====== SUPPLIED DATA
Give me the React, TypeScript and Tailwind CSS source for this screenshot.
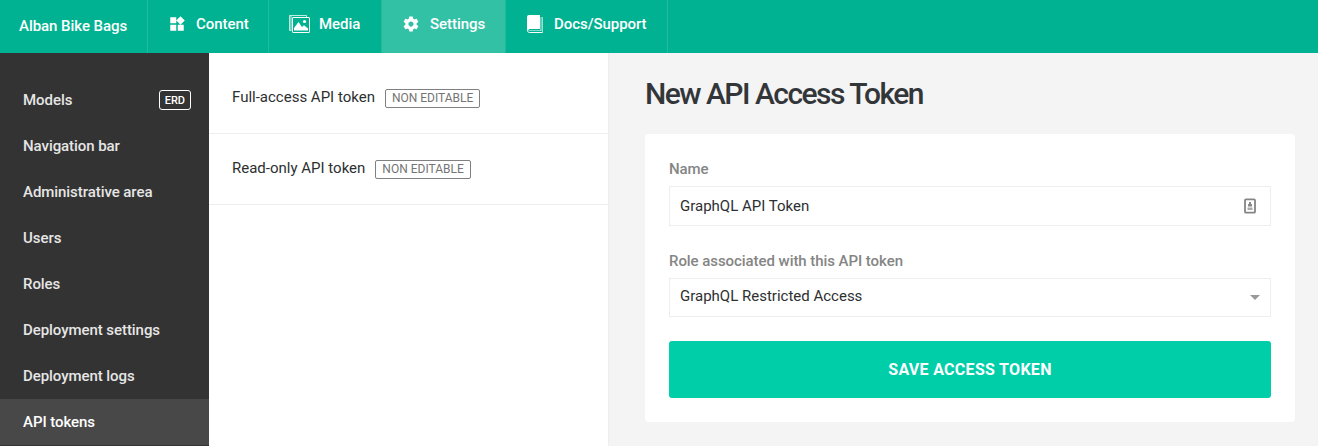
import type { ReactNode } from "react";

const WidgetsIcon = () => (
  <svg className="block size-[18px]" viewBox="0 0 24 24" fill="currentColor">
    <path d="M13 13v8h8v-8h-8zM3 21h8v-8H3v8zM3 3v8h8V3H3zm13.66-1.31L11 7.34 16.66 13l5.66-5.66-5.66-5.65z" />
  </svg>
);

const MediaIcon = () => (
  <svg className="block h-[18px] w-[21px]" viewBox="0 0 21 18" fill="none">
    <path d="M2.500 15.500h-2V.5h17v2" stroke="currentColor" strokeOpacity=".75" />
    <path d="M1 1h2v14H1z" fill="currentColor" fillOpacity=".4" />
    <rect x="3.500" y="2.500" width="17" height="15" rx=".5" stroke="currentColor" />
    <path d="M5 15.500V13l4.500-6 3.500 5 2-1.800 4 3.300v2H5z" fill="currentColor" />
    <circle cx="15.500" cy="6.500" r="1.600" fill="currentColor" />
  </svg>
);

const GearIcon = () => (
  <svg className="block size-[18px]" viewBox="0 0 24 24" fill="currentColor">
    <path d="M19.430 12.980c.04-.32.07-.64.07-.98s-.03-.66-.07-.98l2.110-1.650c.19-.15.24-.42.12-.64l-2-3.460c-.12-.22-.39-.3-.61-.22l-2.490 1c-.52-.4-1.080-.73-1.690-.98l-.38-2.650A.488.488 0 0 0 14 2h-4c-.25 0-.46.18-.49.42l-.38 2.650c-.61.25-1.170.59-1.690.98l-2.490-1c-.23-.09-.49 0-.61.22l-2 3.460c-.13.22-.07.49.12.64l2.110 1.650c-.04.32-.07.65-.07.98s.03.66.07.98l-2.110 1.650c-.19.15-.24.42-.12.64l2 3.460c.12.22.39.3.61.22l2.490-1c.52.4 1.080.73 1.690.98l.38 2.650c.03.24.24.42.49.42h4c.25 0 .46-.18.49-.42l.38-2.650c.61-.25 1.170-.59 1.690-.98l2.490 1c.23.09.49 0 .61-.22l2-3.460c.12-.22.07-.49-.12-.64l-2.110-1.650zM12 15.500c-1.930 0-3.500-1.570-3.500-3.500s1.570-3.500 3.500-3.500 3.500 1.570 3.500 3.500-1.570 3.500-3.500 3.500z" />
  </svg>
);

const BookIcon = () => (
  <svg className="block h-[18px] w-4" viewBox="0 0 16 18" fill="none">
    <path d="M2 0h11v14H2.500L0 16V2a2 2 0 0 1 2-2z" fill="currentColor" />
    <path d="M.5 15.500c0 1.200.8 2 2 2h13" stroke="currentColor" />
    <path d="M1.500 15.500H14" stroke="currentColor" strokeOpacity=".5" />
    <path d="M13 2h2v14h-2z" fill="currentColor" fillOpacity=".35" />
    <path d="M15.500 2v15.500" stroke="currentColor" strokeOpacity=".6" />
  </svg>
);

const ContactIcon = () => (
  <svg className="block h-4 w-3" viewBox="0 0 12 16" fill="none">
    <rect x="1" y="1.300" width="10" height="13.400" rx="1" stroke="#858585" strokeWidth="1.800" />
    <path d="M5 4h2v2h1v2.500H4V6h1z" fill="#888" />
    <path d="M3.500 9.500h5v2.500h-5z" fill="#aaa" />
  </svg>
);

type TabProps = { icon: ReactNode; label: string; className: string; labelClass: string; active?: boolean };

const Tab = ({ icon, label, className, labelClass, active }: TabProps) => (
  <a className={`flex h-full items-center border-r border-[#20bb9c] pb-[5px] ${active ? "bg-[#33c1a6]" : ""} ${className}`}>
    {icon}
    <span className={labelClass}>{label}</span>
  </a>
);

const menu = ["Models", "Navigation bar", "Administrative area", "Users", "Roles", "Deployment settings", "Deployment logs", "API tokens"];

const TokenRow = ({ name }: { name: string }) => (
  <div className="flex h-[71px] items-center gap-2.5 border-b border-[#eee] pl-[23px]">
    <span className="pb-0.5">{name}</span>
    <span className="flex h-[19px] items-center rounded-[2px] border border-[#808080] px-1.5 text-[12px] leading-none text-[#747474]">NON EDITABLE</span>
  </div>
);

export default function App() {
  return (
    <div className="flex h-[446px] w-[1318px] flex-col overflow-hidden bg-[#f4f4f4] font-['Roboto',sans-serif] text-[15px] leading-5 text-[#2d2f31]">
      <header className="flex h-[53px] shrink-0 bg-[#00b291] font-medium tracking-[-0.05px] text-white">
        <div className="flex w-[148px] items-center border-r border-[#20bb9c] pb-px pl-[19px]">Alban Bike Bags</div>
        <Tab icon={<WidgetsIcon />} label="Content" className="w-[121px] pl-5" labelClass="ml-[10px]" />
        <Tab icon={<MediaIcon />} label="Media" className="w-[113px] pl-5" labelClass="ml-[9px]" />
        <Tab icon={<GearIcon />} label="Settings" className="w-[124px] pl-5" labelClass="ml-[10px]" active />
        <Tab icon={<BookIcon />} label="Docs/Support" className="w-[162px] pl-[21px]" labelClass="ml-[11px]" />
      </header>
      <div className="flex min-h-0 flex-1">
        <nav className="w-[209px] shrink-0 bg-[#333] pt-6 font-medium tracking-[-0.06px] text-[#e6e6e6]">
          {menu.map((item) => (
            <a key={item} className={`flex h-[46px] items-center justify-between pl-[23px] pr-[18px] ${item === "API tokens" ? "bg-[#484848] text-white" : ""}`}>
              {item}
              {item === "Models" && (
                <span className="flex h-5 items-center rounded-[3px] border border-white px-[5px] text-[11px] leading-none tracking-normal text-white">ERD</span>
              )}
            </a>
          ))}
        </nav>
        <section className="w-[400px] shrink-0 border-r border-[#eee] bg-white pt-[10px]">
          <TokenRow name="Full-access API token" />
          <TokenRow name="Read-only API token" />
        </section>
        <main className="flex-1 pl-9 pr-[23px] pt-5">
          <h1 className="h-[61px] text-[30px] font-medium leading-[42px] tracking-[-1.52px] text-[#333639]">New API Access Token</h1>
          <form className="flex h-72 flex-col rounded-[4px] bg-white px-6 pt-[25px]">
            <label className="h-[27px] font-medium tracking-[-0.06px] text-[#858585]">Name</label>
            <div className="flex h-10 items-center justify-between border border-[#eee] pl-2.5 pr-[14px]">
              <span>GraphQL API Token</span>
              <ContactIcon />
            </div>
            <label className="mt-[25px] h-[27px] font-medium tracking-[-0.06px] text-[#858585]">Role associated with this API token</label>
            <div className="flex h-[39px] items-center justify-between border border-[#eee] pl-2.5 pr-2.5">
              <span className="pb-[3px]">GraphQL Restricted Access</span>
              <svg className="block h-[5px] w-[10px]" viewBox="0 0 10 5" fill="#999"><path d="M0 0h10L5 5z" /></svg>
            </div>
            <button type="button" className="mt-6 h-[57px] rounded-[3px] bg-[#00cea9] text-[16px] font-bold tracking-[0.3px] text-white">SAVE ACCESS TOKEN</button>
          </form>
        </main>
      </div>
    </div>
  );
}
============
Quote each line of the listing exactly, but leave the pictures out.

Give me the React, TypeScript and Tailwind CSS source for this screenshot.
import type { ReactNode } from "react";

const WidgetsIcon = () => (
  <svg className="block size-[18px]" viewBox="0 0 24 24" fill="currentColor">
    <path d="M13 13v8h8v-8h-8zM3 21h8v-8H3v8zM3 3v8h8V3H3zm13.66-1.31L11 7.34 16.66 13l5.66-5.66-5.66-5.65z" />
  </svg>
);

const MediaIcon = () => (
  <svg className="block h-[18px] w-[21px]" viewBox="0 0 21 18" fill="none">
    <path d="M2.500 15.500h-2V.5h17v2" stroke="currentColor" strokeOpacity=".75" />
    <path d="M1 1h2v14H1z" fill="currentColor" fillOpacity=".4" />
    <rect x="3.500" y="2.500" width="17" height="15" rx=".5" stroke="currentColor" />
    <path d="M5 15.500V13l4.500-6 3.500 5 2-1.800 4 3.300v2H5z" fill="currentColor" />
    <circle cx="15.500" cy="6.500" r="1.600" fill="currentColor" />
  </svg>
);

const GearIcon = () => (
  <svg className="block size-[18px]" viewBox="0 0 24 24" fill="currentColor">
    <path d="M19.430 12.980c.04-.32.07-.64.07-.98s-.03-.66-.07-.98l2.110-1.650c.19-.15.24-.42.12-.64l-2-3.460c-.12-.22-.39-.3-.61-.22l-2.490 1c-.52-.4-1.080-.73-1.690-.98l-.38-2.650A.488.488 0 0 0 14 2h-4c-.25 0-.46.18-.49.42l-.38 2.650c-.61.25-1.170.59-1.690.98l-2.490-1c-.23-.09-.49 0-.61.22l-2 3.460c-.13.22-.07.49.12.64l2.110 1.650c-.04.32-.07.65-.07.98s.03.66.07.98l-2.110 1.650c-.19.15-.24.42-.12.64l2 3.460c.12.22.39.3.61.22l2.490-1c.52.4 1.080.73 1.690.98l.38 2.650c.03.24.24.42.49.42h4c.25 0 .46-.18.49-.42l.38-2.650c.61-.25 1.170-.59 1.690-.98l2.490 1c.23.09.49 0 .61-.22l2-3.460c.12-.22.07-.49-.12-.64l-2.110-1.650zM12 15.500c-1.930 0-3.500-1.570-3.500-3.500s1.570-3.500 3.500-3.500 3.500 1.570 3.500 3.500-1.570 3.500-3.500 3.500z" />
  </svg>
);

const BookIcon = () => (
  <svg className="block h-[18px] w-4" viewBox="0 0 16 18" fill="none">
    <path d="M2 0h11v14H2.500L0 16V2a2 2 0 0 1 2-2z" fill="currentColor" />
    <path d="M.5 15.500c0 1.200.8 2 2 2h13" stroke="currentColor" />
    <path d="M1.500 15.500H14" stroke="currentColor" strokeOpacity=".5" />
    <path d="M13 2h2v14h-2z" fill="currentColor" fillOpacity=".35" />
    <path d="M15.500 2v15.500" stroke="currentColor" strokeOpacity=".6" />
  </svg>
);

const ContactIcon = () => (
  <svg className="block h-4 w-3" viewBox="0 0 12 16" fill="none">
    <rect x="1" y="1.300" width="10" height="13.400" rx="1" stroke="#858585" strokeWidth="1.800" />
    <path d="M5 4h2v2h1v2.500H4V6h1z" fill="#888" />
    <path d="M3.500 9.500h5v2.500h-5z" fill="#aaa" />
  </svg>
);

type TabProps = { icon: ReactNode; label: string; className: string; labelClass: string; active?: boolean };

const Tab = ({ icon, label, className, labelClass, active }: TabProps) => (
  <a className={`flex h-full items-center border-r border-[#20bb9c] pb-[5px] ${active ? "bg-[#33c1a6]" : ""} ${className}`}>
    {icon}
    <span className={labelClass}>{label}</span>
  </a>
);

const menu = ["Models", "Navigation bar", "Administrative area", "Users", "Roles", "Deployment settings", "Deployment logs", "API tokens"];

const TokenRow = ({ name }: { name: string }) => (
  <div className="flex h-[71px] items-center gap-2.5 border-b border-[#eee] pl-[23px]">
    <span className="pb-0.5">{name}</span>
    <span className="flex h-[19px] items-center rounded-[2px] border border-[#808080] px-1.5 text-[12px] leading-none text-[#747474]">NON EDITABLE</span>
  </div>
);

export default function App() {
  return (
    <div className="flex h-[446px] w-[1318px] flex-col overflow-hidden bg-[#f4f4f4] font-['Roboto',sans-serif] text-[15px] leading-5 text-[#2d2f31]">
      <header className="flex h-[53px] shrink-0 bg-[#00b291] font-medium tracking-[-0.05px] text-white">
        <div className="flex w-[148px] items-center border-r border-[#20bb9c] pb-px pl-[19px]">Alban Bike Bags</div>
        <Tab icon={<WidgetsIcon />} label="Content" className="w-[121px] pl-5" labelClass="ml-[10px]" />
        <Tab icon={<MediaIcon />} label="Media" className="w-[113px] pl-5" labelClass="ml-[9px]" />
        <Tab icon={<GearIcon />} label="Settings" className="w-[124px] pl-5" labelClass="ml-[10px]" active />
        <Tab icon={<BookIcon />} label="Docs/Support" className="w-[162px] pl-[21px]" labelClass="ml-[11px]" />
      </header>
      <div className="flex min-h-0 flex-1">
        <nav className="w-[209px] shrink-0 bg-[#333] pt-6 font-medium tracking-[-0.06px] text-[#e6e6e6]">
          {menu.map((item) => (
            <a key={item} className={`flex h-[46px] items-center justify-between pl-[23px] pr-[18px] ${item === "API tokens" ? "bg-[#484848] text-white" : ""}`}>
              {item}
              {item === "Models" && (
                <span className="flex h-5 items-center rounded-[3px] border border-white px-[5px] text-[11px] leading-none tracking-normal text-white">ERD</span>
              )}
            </a>
          ))}
        </nav>
        <section className="w-[400px] shrink-0 border-r border-[#eee] bg-white pt-[10px]">
          <TokenRow name="Full-access API token" />
          <TokenRow name="Read-only API token" />
        </section>
        <main className="flex-1 pl-9 pr-[23px] pt-5">
          <h1 className="h-[61px] text-[30px] font-medium leading-[42px] tracking-[-1.52px] text-[#333639]">New API Access Token</h1>
          <form className="flex h-72 flex-col rounded-[4px] bg-white px-6 pt-[25px]">
            <label className="h-[27px] font-medium tracking-[-0.06px] text-[#858585]">Name</label>
            <div className="flex h-10 items-center justify-between border border-[#eee] pl-2.5 pr-[14px]">
              <span>GraphQL API Token</span>
              <ContactIcon />
            </div>
            <label className="mt-[25px] h-[27px] font-medium tracking-[-0.06px] text-[#858585]">Role associated with this API token</label>
            <div className="flex h-[39px] items-center justify-between border border-[#eee] pl-2.5 pr-2.5">
              <span className="pb-[3px]">GraphQL Restricted Access</span>
              <svg className="block h-[5px] w-[10px]" viewBox="0 0 10 5" fill="#999"><path d="M0 0h10L5 5z" /></svg>
            </div>
            <button type="button" className="mt-6 h-[57px] rounded-[3px] bg-[#00cea9] text-[16px] font-bold tracking-[0.3px] text-white">SAVE ACCESS TOKEN</button>
          </form>
        </main>
      </div>
    </div>
  );
}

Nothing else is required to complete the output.